Thursday, February 14, 2013

Sock Number One: Part One

Why did I want to knit socks? Because it was a challenge. I love socks -- I owe many pair of bright, striped, polka dotted, owl speckled, store bought socks. I get socks for my birthday and at Christmas. Love me a new pair of socks. So it made sense that sock knitting would come up sometime.

Christmas 2011. My mom bought me my first skeins of sock yarn, some Clover bamboo DPNs, and a book: I Can't Believe I'm Knitting Socks. She was so excited that she found this book. She still brings it up sometimes. So adorable.

I'm sure there is nothing wrong with this book. In fact, I know there's not. It was all my fault. I did what Elizabeth Zimmermann warned us all against: I cast on without knitting a gauge swatch. I was too excited, I couldn't waste fifteen or twenty minutes to knit a swatch! I wanted to knit socks now now now!

So naturally they turned out perfect and that is the end of my story.

Ha. It would be funny if it weren't so sad.

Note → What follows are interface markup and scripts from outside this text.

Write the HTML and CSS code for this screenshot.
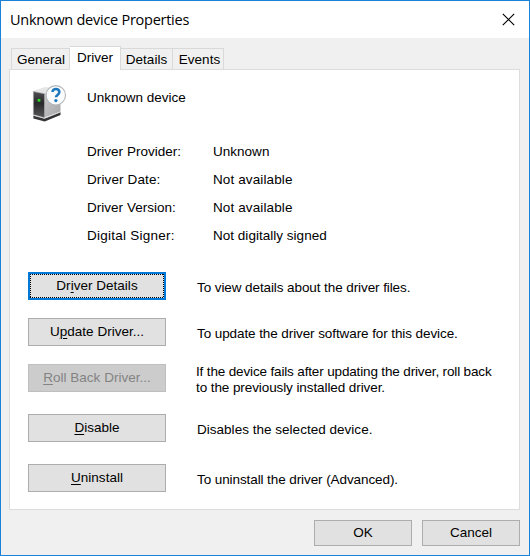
FILE: index.html
```
<!DOCTYPE html>
<html lang="en">
<head>
<meta charset="utf-8">
<title>Unknown device Properties</title>
<link rel="stylesheet" href="styles.css">
</head>
<body>
<div class="window">
  <header class="titlebar">
    <h1>Unknown device Properties</h1>
    <svg class="close" width="13" height="13" viewBox="0 0 13 13"><path d="M.8.8l11.4 11.4M12.2.8L.8 12.2" stroke="#000" stroke-width="1.15" fill="none"/></svg>
  </header>
  <nav class="tabs">
    <div class="tab general"><span>General</span></div>
    <div class="tab active"><span>Driver</span></div>
    <div class="tab details"><span>Details</span></div>
    <div class="tab events"><span>Events</span></div>
  </nav>
  <main class="panel">
    <section class="device">
      <svg class="device-icon" width="36" height="40" viewBox="0 0 36 40">
        <defs>
          <linearGradient id="side" x1="0" y1="0" x2="1" y2="1"><stop offset="0" stop-color="#cbcbcd"/><stop offset="1" stop-color="#a6a6a9"/></linearGradient>
          <linearGradient id="front" x1="0" y1="0" x2="0" y2="1"><stop offset="0" stop-color="#505052"/><stop offset=".45" stop-color="#29292b"/><stop offset="1" stop-color="#58585a"/></linearGradient>
        </defs>
        <path d="M1 7L13 3l14 1.500-14.500 5z" fill="#e6e6e7"/>
        <path d="M12.500 9.500L28.500 5v22.500l-16 6z" fill="url(#side)"/>
        <path d="M1.400 7.500l11.100 2.300v24L1.400 30.800z" fill="url(#front)" stroke="#a0a0a2" stroke-width=".7"/>
        <path d="M1.400 31.500l11.100 3L28.500 28v3L12.700 37.500 1.400 34.500z" fill="#343436"/>
        <path d="M1.400 31.300l11.100 3L28.500 28" fill="none" stroke="#ddd" stroke-width=".8"/>
        <rect x="5.700" y="15" width="2.600" height="2.600" fill="#27e31d"/>
        <circle cx="23.800" cy="11.300" r="9.700" fill="#fafcfd" stroke="#b3b7ba" stroke-width="1.100"/>
        <path d="M20.500 8c0-4.200 6.800-4 6.800.1 0 3-3.300 2.700-3.300 5.200" fill="none" stroke="#1e78bd" stroke-width="2.600"/>
        <circle cx="23.900" cy="16.600" r="1.600" fill="#1e78bd"/>
      </svg>
      <h2>Unknown device</h2>
    </section>
    <dl class="facts">
      <dt>Driver Provider:</dt><dd>Unknown</dd>
      <dt class="wide">Driver Date:</dt><dd class="wide">Not available</dd>
      <dt>Driver Version:</dt><dd class="wide">Not available</dd>
      <dt class="wider">Digital Signer:</dt><dd>Not digitally signed</dd>
    </dl>
    <section class="actions">
      <button class="focused"><span>Dr<u>i</u>ver Details</span></button><p>To view details about the driver files.</p>
      <button><span>U<u>p</u>date Driver...</span></button><p>To update the driver software for this device.</p>
      <button disabled><span><u>R</u>oll Back Driver...</span></button><p class="two-line"><span class="dense">If the device fails after updating the driver, roll back</span><br>to the previously installed driver.</p>
      <button><span><u>D</u>isable</span></button><p class="loose">Disables the selected device.</p>
      <button><span><u>U</u>ninstall</span></button><p>To uninstall the driver (Advanced).</p>
    </section>
  </main>
  <footer class="footer">
    <button><span>OK</span></button>
    <button><span>Cancel</span></button>
  </footer>
</div>
</body>
</html>
```
FILE: styles.css
```
* { box-sizing: border-box; }
body { margin: 0; }
h1, h2, p, dl, dd { margin: 0; font-weight: normal; }
.window {
  width: 530px;
  height: 556px;
  border: 1px solid #1a82d8;
  background: #f0f0f0;
  color: #000;
  font: 13.5px/16px "Liberation Sans", Arial, sans-serif;
  letter-spacing: .02px;
  white-space: nowrap;
}
.titlebar {
  height: 37px;
  padding: 0 14px 0 9px;
  display: flex;
  align-items: center;
  justify-content: space-between;
  background: #fff;
}
h1 { font: 14.5px/20px "Open Sans", "Noto Sans", sans-serif; letter-spacing: -.26px; }
.tabs {
  height: 31px;
  padding: 0 10px;
  display: flex;
  align-items: flex-end;
}
.tab {
  height: 21px;
  padding: 3px 0 0 1px;
  border: 1px solid #d9d9d9;
  border-width: 1px 1px 0 0;
  text-align: center;
}
.general { width: 59px; border-left-width: 1px; padding-left: 1px; }
.active {
  width: 51px;
  height: 24px;
  margin-bottom: -1px;
  padding-left: 0;
  background: #fff;
  z-index: 1;
}
.details { width: 52px; padding-left: 0; }
.events { width: 51px; padding-left: 3px; }
.panel {
  width: 511px;
  height: 441px;
  margin-left: 8px;
  border: 1px solid #dcdcdc;
  background: #fff;
}
.device {
  height: 74px;
  padding: 14px 0 0 22px;
  display: flex;
}
h2 { font: inherit; letter-spacing: -.03px; margin: 6px 0 0 19px; }
.facts {
  padding-left: 77px;
  display: grid;
  grid-template-columns: 126px 1fr;
  grid-auto-rows: 28px;
}
.wide { letter-spacing: .12px; }
.wider { letter-spacing: .25px; }
.actions {
  padding: 16px 0 0 18px;
  display: grid;
  grid-template-columns: 138px 1fr;
  grid-template-rows: 28px 28px 32px 32px 28px;
  align-items: start;
  row-gap: 18px;
  column-gap: 31px;
}
button {
  height: 28px;
  padding: 0 0 1px;
  border: 1px solid #adadad;
  border-radius: 0;
  background: #e1e1e1;
  color: #000;
  font: inherit;
  letter-spacing: inherit;
}
button:disabled { background: #ccc; border-color: #bfbfbf; color: #838383; }
.focused {
  border: 2px solid #0078d7;
  background:
    repeating-linear-gradient(90deg, #000 0 1px, transparent 1px 2px) top / 100% 1px no-repeat,
    repeating-linear-gradient(90deg, #000 0 1px, transparent 1px 2px) bottom / 100% 1px no-repeat,
    repeating-linear-gradient(#000 0 1px, transparent 1px 2px) left / 1px 100% no-repeat,
    repeating-linear-gradient(#000 0 1px, transparent 1px 2px) right / 1px 100% no-repeat,
    #e1e1e1;
}
u { text-underline-offset: 2px; text-decoration-thickness: 1px; }
.actions p { padding-top: 8px; letter-spacing: -.09px; }
.actions .loose { letter-spacing: .02px; }
.actions .two-line { padding-top: 0; margin-left: -1px; }
.dense { letter-spacing: -.15px; }
.footer {
  padding: 10px 9px 0;
  display: flex;
  justify-content: flex-end;
  gap: 10px;
}
.footer button { width: 98px; height: 26px; }
```
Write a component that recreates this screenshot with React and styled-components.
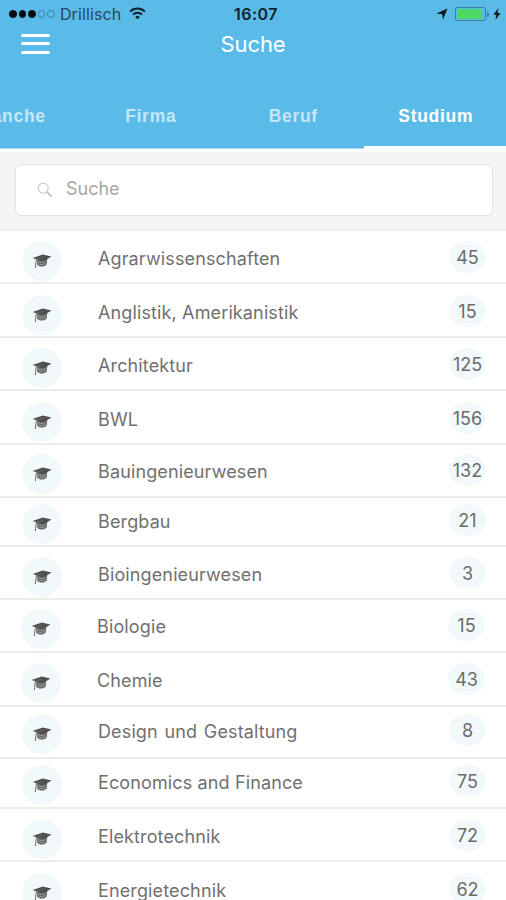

The recommended yarn was Fine, number 2, for the pattern I wanted to knit. My yarn was Super Fine, number 1. So I cast on for the smaller size on a size smaller needles and thought I would be just fine. Fine, fine, fine.

The recommended needle size was US 4. That's right, size 4. Another pattern in the book, using Super Fine yarn, called for US size 3 needles. The logic seemed sound.

But I broke the rule! Swatch, swatch, swatch!

I have never again seen a sock pattern that called for needles that big. Most patterns call for US 2 at the biggest, and even then, I always use US 1. I learned that lesson well, when my brand new first sock was huge and misshaped. I went down to US 1.5 later, and after that to US 1s. I always knit fingering weight socks on US 1 now, I just adjust the pattern to fit my gauge. I like the way fabric looks the best on US 1, so that's what I stick to. I also feel that the socks hold their shape longer when they are knit on smaller needles. Do some swatching with the yarn you want to use and the needles the pattern calls for. Each and every yarn is different, just like every knitter's gauge. It is worth the time and heartache to just check.

In the interest of honesty, I did not learn that lesson on these socks. Nope, not until sock number... 6 or 7 did I finally start swatching. I am stubborn and I want to cast on, dang it!

Sometimes the pattern will lead you on a path to huge ugly socks, instead of the cute purple Chevron socks you were hoping for. That's okay, that's how you learn. I still have my first pair of socks. I think about ripping them out and doing them right, but I was so proud of them, misshaped and all. And my mom, she was so very proud of me. So I never told her that I never knit another pair of socks out of that book she was so very excited to give me.